### [What is being asked]
Write out the entire listing below exactly, with the pictures left out.

### [Given information]
- - -

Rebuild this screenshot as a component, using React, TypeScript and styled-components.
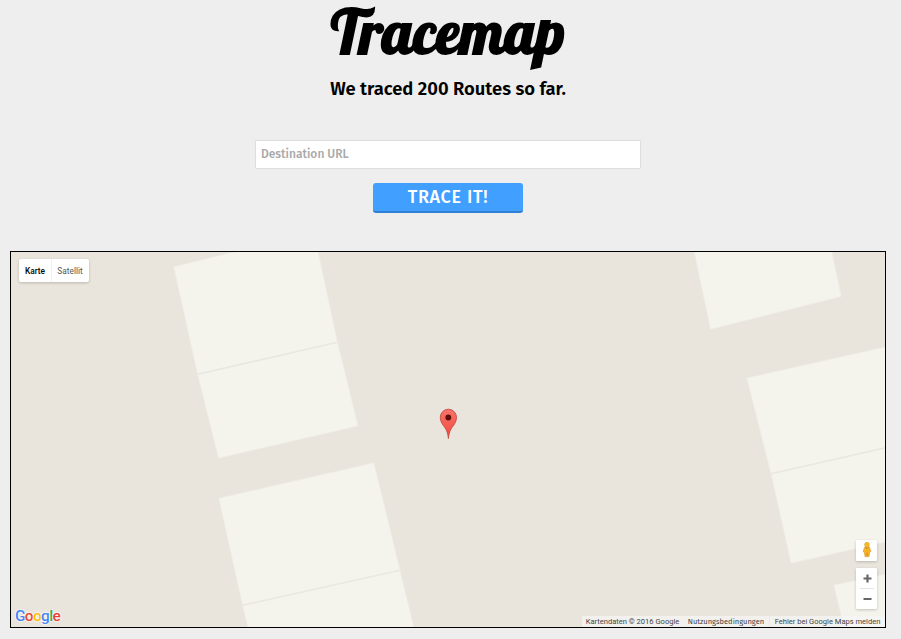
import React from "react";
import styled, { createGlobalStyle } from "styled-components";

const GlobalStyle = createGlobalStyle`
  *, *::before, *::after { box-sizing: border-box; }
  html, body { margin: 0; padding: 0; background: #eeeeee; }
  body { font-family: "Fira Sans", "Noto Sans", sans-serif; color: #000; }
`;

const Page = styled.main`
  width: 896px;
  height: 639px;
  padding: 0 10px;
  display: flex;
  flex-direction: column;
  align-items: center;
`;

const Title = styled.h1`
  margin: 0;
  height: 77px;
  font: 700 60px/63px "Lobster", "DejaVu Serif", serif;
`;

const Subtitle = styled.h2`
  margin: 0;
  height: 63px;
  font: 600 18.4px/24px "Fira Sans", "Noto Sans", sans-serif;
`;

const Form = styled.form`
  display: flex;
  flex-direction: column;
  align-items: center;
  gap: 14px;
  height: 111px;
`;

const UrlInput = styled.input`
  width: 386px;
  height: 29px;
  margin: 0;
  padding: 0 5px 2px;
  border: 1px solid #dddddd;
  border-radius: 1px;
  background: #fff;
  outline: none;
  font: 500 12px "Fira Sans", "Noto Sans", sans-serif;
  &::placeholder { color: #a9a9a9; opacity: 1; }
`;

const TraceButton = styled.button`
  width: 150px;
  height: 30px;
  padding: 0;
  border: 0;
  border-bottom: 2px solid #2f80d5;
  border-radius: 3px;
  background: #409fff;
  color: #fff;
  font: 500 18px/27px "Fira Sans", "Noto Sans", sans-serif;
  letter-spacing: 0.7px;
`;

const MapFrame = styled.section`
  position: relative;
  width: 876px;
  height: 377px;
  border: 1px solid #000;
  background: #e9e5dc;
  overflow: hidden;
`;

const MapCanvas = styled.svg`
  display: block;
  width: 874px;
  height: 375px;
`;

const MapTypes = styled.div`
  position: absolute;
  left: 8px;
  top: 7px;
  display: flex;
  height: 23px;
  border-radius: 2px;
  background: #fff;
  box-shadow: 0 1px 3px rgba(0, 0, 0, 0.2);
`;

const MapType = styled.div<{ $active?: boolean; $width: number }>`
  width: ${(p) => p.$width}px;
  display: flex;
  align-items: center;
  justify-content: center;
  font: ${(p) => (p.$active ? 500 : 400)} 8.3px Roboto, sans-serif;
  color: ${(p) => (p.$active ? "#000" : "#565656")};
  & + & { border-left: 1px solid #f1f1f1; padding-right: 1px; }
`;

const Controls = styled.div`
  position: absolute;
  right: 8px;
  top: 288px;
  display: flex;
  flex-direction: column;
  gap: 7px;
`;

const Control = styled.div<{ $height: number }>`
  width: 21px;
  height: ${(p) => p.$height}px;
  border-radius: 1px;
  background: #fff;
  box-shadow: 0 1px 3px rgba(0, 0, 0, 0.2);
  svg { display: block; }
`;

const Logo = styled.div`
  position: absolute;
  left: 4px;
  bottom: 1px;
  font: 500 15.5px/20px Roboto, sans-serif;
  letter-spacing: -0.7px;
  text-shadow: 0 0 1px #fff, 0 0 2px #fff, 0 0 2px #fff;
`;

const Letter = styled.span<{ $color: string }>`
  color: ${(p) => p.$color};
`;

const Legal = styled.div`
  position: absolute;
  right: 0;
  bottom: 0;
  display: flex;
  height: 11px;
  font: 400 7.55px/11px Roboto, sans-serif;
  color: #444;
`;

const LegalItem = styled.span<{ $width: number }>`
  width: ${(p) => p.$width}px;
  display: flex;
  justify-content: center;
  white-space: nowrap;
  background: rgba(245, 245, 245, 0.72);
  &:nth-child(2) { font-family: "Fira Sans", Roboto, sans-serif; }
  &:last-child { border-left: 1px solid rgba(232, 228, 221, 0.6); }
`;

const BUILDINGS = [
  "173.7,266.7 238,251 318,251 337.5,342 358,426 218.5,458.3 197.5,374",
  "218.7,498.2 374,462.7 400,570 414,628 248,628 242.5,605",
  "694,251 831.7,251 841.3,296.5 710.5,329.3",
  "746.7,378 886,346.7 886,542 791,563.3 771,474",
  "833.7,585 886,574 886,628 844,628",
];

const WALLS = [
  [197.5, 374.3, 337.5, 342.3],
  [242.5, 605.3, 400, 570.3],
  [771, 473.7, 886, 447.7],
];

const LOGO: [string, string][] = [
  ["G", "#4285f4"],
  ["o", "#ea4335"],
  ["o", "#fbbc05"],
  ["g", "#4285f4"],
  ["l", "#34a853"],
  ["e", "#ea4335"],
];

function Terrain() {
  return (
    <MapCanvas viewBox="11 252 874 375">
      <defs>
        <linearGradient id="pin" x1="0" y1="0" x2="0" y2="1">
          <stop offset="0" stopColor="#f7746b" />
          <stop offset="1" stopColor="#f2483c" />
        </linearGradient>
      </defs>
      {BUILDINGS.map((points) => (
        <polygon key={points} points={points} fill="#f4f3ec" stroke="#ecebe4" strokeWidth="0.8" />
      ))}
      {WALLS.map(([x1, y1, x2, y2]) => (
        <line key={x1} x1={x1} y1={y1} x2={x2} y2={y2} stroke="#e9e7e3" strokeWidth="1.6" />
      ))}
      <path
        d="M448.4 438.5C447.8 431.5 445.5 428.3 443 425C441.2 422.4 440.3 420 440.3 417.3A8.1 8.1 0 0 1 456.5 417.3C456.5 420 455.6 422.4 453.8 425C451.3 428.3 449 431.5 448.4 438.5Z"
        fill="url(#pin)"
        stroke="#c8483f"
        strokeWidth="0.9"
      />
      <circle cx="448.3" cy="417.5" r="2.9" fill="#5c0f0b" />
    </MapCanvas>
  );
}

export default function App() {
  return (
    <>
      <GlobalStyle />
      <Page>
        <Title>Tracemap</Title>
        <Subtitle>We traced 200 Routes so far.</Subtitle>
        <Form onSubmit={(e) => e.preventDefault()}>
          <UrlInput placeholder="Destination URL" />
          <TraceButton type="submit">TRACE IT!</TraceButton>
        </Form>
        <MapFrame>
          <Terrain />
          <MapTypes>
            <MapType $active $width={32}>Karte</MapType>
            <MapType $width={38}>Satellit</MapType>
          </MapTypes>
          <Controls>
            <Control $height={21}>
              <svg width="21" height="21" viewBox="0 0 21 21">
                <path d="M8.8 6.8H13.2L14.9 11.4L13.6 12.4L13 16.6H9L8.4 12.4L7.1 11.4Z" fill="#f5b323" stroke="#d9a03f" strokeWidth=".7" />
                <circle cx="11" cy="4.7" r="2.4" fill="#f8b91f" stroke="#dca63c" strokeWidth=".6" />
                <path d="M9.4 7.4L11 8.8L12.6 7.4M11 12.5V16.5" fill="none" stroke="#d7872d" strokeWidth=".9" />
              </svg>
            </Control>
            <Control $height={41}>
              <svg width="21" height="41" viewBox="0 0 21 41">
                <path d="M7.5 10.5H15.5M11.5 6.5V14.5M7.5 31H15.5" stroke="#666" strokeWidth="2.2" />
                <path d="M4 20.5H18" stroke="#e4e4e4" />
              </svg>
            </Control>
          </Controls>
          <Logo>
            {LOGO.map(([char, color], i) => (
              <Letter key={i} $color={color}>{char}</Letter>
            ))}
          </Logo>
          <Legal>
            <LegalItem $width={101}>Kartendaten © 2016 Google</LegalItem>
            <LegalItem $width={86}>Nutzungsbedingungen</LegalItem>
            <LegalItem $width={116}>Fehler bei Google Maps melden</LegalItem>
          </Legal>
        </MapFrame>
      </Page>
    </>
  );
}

- - -

### [Worked solution]
Rebuild this screenshot as a component, using React, TypeScript and styled-components.
import React from "react";
import styled, { createGlobalStyle } from "styled-components";

const GlobalStyle = createGlobalStyle`
  *, *::before, *::after { box-sizing: border-box; }
  html, body { margin: 0; padding: 0; background: #eeeeee; }
  body { font-family: "Fira Sans", "Noto Sans", sans-serif; color: #000; }
`;

const Page = styled.main`
  width: 896px;
  height: 639px;
  padding: 0 10px;
  display: flex;
  flex-direction: column;
  align-items: center;
`;

const Title = styled.h1`
  margin: 0;
  height: 77px;
  font: 700 60px/63px "Lobster", "DejaVu Serif", serif;
`;

const Subtitle = styled.h2`
  margin: 0;
  height: 63px;
  font: 600 18.4px/24px "Fira Sans", "Noto Sans", sans-serif;
`;

const Form = styled.form`
  display: flex;
  flex-direction: column;
  align-items: center;
  gap: 14px;
  height: 111px;
`;

const UrlInput = styled.input`
  width: 386px;
  height: 29px;
  margin: 0;
  padding: 0 5px 2px;
  border: 1px solid #dddddd;
  border-radius: 1px;
  background: #fff;
  outline: none;
  font: 500 12px "Fira Sans", "Noto Sans", sans-serif;
  &::placeholder { color: #a9a9a9; opacity: 1; }
`;

const TraceButton = styled.button`
  width: 150px;
  height: 30px;
  padding: 0;
  border: 0;
  border-bottom: 2px solid #2f80d5;
  border-radius: 3px;
  background: #409fff;
  color: #fff;
  font: 500 18px/27px "Fira Sans", "Noto Sans", sans-serif;
  letter-spacing: 0.7px;
`;

const MapFrame = styled.section`
  position: relative;
  width: 876px;
  height: 377px;
  border: 1px solid #000;
  background: #e9e5dc;
  overflow: hidden;
`;

const MapCanvas = styled.svg`
  display: block;
  width: 874px;
  height: 375px;
`;

const MapTypes = styled.div`
  position: absolute;
  left: 8px;
  top: 7px;
  display: flex;
  height: 23px;
  border-radius: 2px;
  background: #fff;
  box-shadow: 0 1px 3px rgba(0, 0, 0, 0.2);
`;

const MapType = styled.div<{ $active?: boolean; $width: number }>`
  width: ${(p) => p.$width}px;
  display: flex;
  align-items: center;
  justify-content: center;
  font: ${(p) => (p.$active ? 500 : 400)} 8.3px Roboto, sans-serif;
  color: ${(p) => (p.$active ? "#000" : "#565656")};
  & + & { border-left: 1px solid #f1f1f1; padding-right: 1px; }
`;

const Controls = styled.div`
  position: absolute;
  right: 8px;
  top: 288px;
  display: flex;
  flex-direction: column;
  gap: 7px;
`;

const Control = styled.div<{ $height: number }>`
  width: 21px;
  height: ${(p) => p.$height}px;
  border-radius: 1px;
  background: #fff;
  box-shadow: 0 1px 3px rgba(0, 0, 0, 0.2);
  svg { display: block; }
`;

const Logo = styled.div`
  position: absolute;
  left: 4px;
  bottom: 1px;
  font: 500 15.5px/20px Roboto, sans-serif;
  letter-spacing: -0.7px;
  text-shadow: 0 0 1px #fff, 0 0 2px #fff, 0 0 2px #fff;
`;

const Letter = styled.span<{ $color: string }>`
  color: ${(p) => p.$color};
`;

const Legal = styled.div`
  position: absolute;
  right: 0;
  bottom: 0;
  display: flex;
  height: 11px;
  font: 400 7.55px/11px Roboto, sans-serif;
  color: #444;
`;

const LegalItem = styled.span<{ $width: number }>`
  width: ${(p) => p.$width}px;
  display: flex;
  justify-content: center;
  white-space: nowrap;
  background: rgba(245, 245, 245, 0.72);
  &:nth-child(2) { font-family: "Fira Sans", Roboto, sans-serif; }
  &:last-child { border-left: 1px solid rgba(232, 228, 221, 0.6); }
`;

const BUILDINGS = [
  "173.7,266.7 238,251 318,251 337.5,342 358,426 218.5,458.3 197.5,374",
  "218.7,498.2 374,462.7 400,570 414,628 248,628 242.5,605",
  "694,251 831.7,251 841.3,296.5 710.5,329.3",
  "746.7,378 886,346.7 886,542 791,563.3 771,474",
  "833.7,585 886,574 886,628 844,628",
];

const WALLS = [
  [197.5, 374.3, 337.5, 342.3],
  [242.5, 605.3, 400, 570.3],
  [771, 473.7, 886, 447.7],
];

const LOGO: [string, string][] = [
  ["G", "#4285f4"],
  ["o", "#ea4335"],
  ["o", "#fbbc05"],
  ["g", "#4285f4"],
  ["l", "#34a853"],
  ["e", "#ea4335"],
];

function Terrain() {
  return (
    <MapCanvas viewBox="11 252 874 375">
      <defs>
        <linearGradient id="pin" x1="0" y1="0" x2="0" y2="1">
          <stop offset="0" stopColor="#f7746b" />
          <stop offset="1" stopColor="#f2483c" />
        </linearGradient>
      </defs>
      {BUILDINGS.map((points) => (
        <polygon key={points} points={points} fill="#f4f3ec" stroke="#ecebe4" strokeWidth="0.8" />
      ))}
      {WALLS.map(([x1, y1, x2, y2]) => (
        <line key={x1} x1={x1} y1={y1} x2={x2} y2={y2} stroke="#e9e7e3" strokeWidth="1.6" />
      ))}
      <path
        d="M448.4 438.5C447.8 431.5 445.5 428.3 443 425C441.2 422.4 440.3 420 440.3 417.3A8.1 8.1 0 0 1 456.5 417.3C456.5 420 455.6 422.4 453.8 425C451.3 428.3 449 431.5 448.4 438.5Z"
        fill="url(#pin)"
        stroke="#c8483f"
        strokeWidth="0.9"
      />
      <circle cx="448.3" cy="417.5" r="2.9" fill="#5c0f0b" />
    </MapCanvas>
  );
}

export default function App() {
  return (
    <>
      <GlobalStyle />
      <Page>
        <Title>Tracemap</Title>
        <Subtitle>We traced 200 Routes so far.</Subtitle>
        <Form onSubmit={(e) => e.preventDefault()}>
          <UrlInput placeholder="Destination URL" />
          <TraceButton type="submit">TRACE IT!</TraceButton>
        </Form>
        <MapFrame>
          <Terrain />
          <MapTypes>
            <MapType $active $width={32}>Karte</MapType>
            <MapType $width={38}>Satellit</MapType>
          </MapTypes>
          <Controls>
            <Control $height={21}>
              <svg width="21" height="21" viewBox="0 0 21 21">
                <path d="M8.8 6.8H13.2L14.9 11.4L13.6 12.4L13 16.6H9L8.4 12.4L7.1 11.4Z" fill="#f5b323" stroke="#d9a03f" strokeWidth=".7" />
                <circle cx="11" cy="4.7" r="2.4" fill="#f8b91f" stroke="#dca63c" strokeWidth=".6" />
                <path d="M9.4 7.4L11 8.8L12.6 7.4M11 12.5V16.5" fill="none" stroke="#d7872d" strokeWidth=".9" />
              </svg>
            </Control>
            <Control $height={41}>
              <svg width="21" height="41" viewBox="0 0 21 41">
                <path d="M7.5 10.5H15.5M11.5 6.5V14.5M7.5 31H15.5" stroke="#666" strokeWidth="2.2" />
                <path d="M4 20.5H18" stroke="#e4e4e4" />
              </svg>
            </Control>
          </Controls>
          <Logo>
            {LOGO.map(([char, color], i) => (
              <Letter key={i} $color={color}>{char}</Letter>
            ))}
          </Logo>
          <Legal>
            <LegalItem $width={101}>Kartendaten © 2016 Google</LegalItem>
            <LegalItem $width={86}>Nutzungsbedingungen</LegalItem>
            <LegalItem $width={116}>Fehler bei Google Maps melden</LegalItem>
          </Legal>
        </MapFrame>
      </Page>
    </>
  );
}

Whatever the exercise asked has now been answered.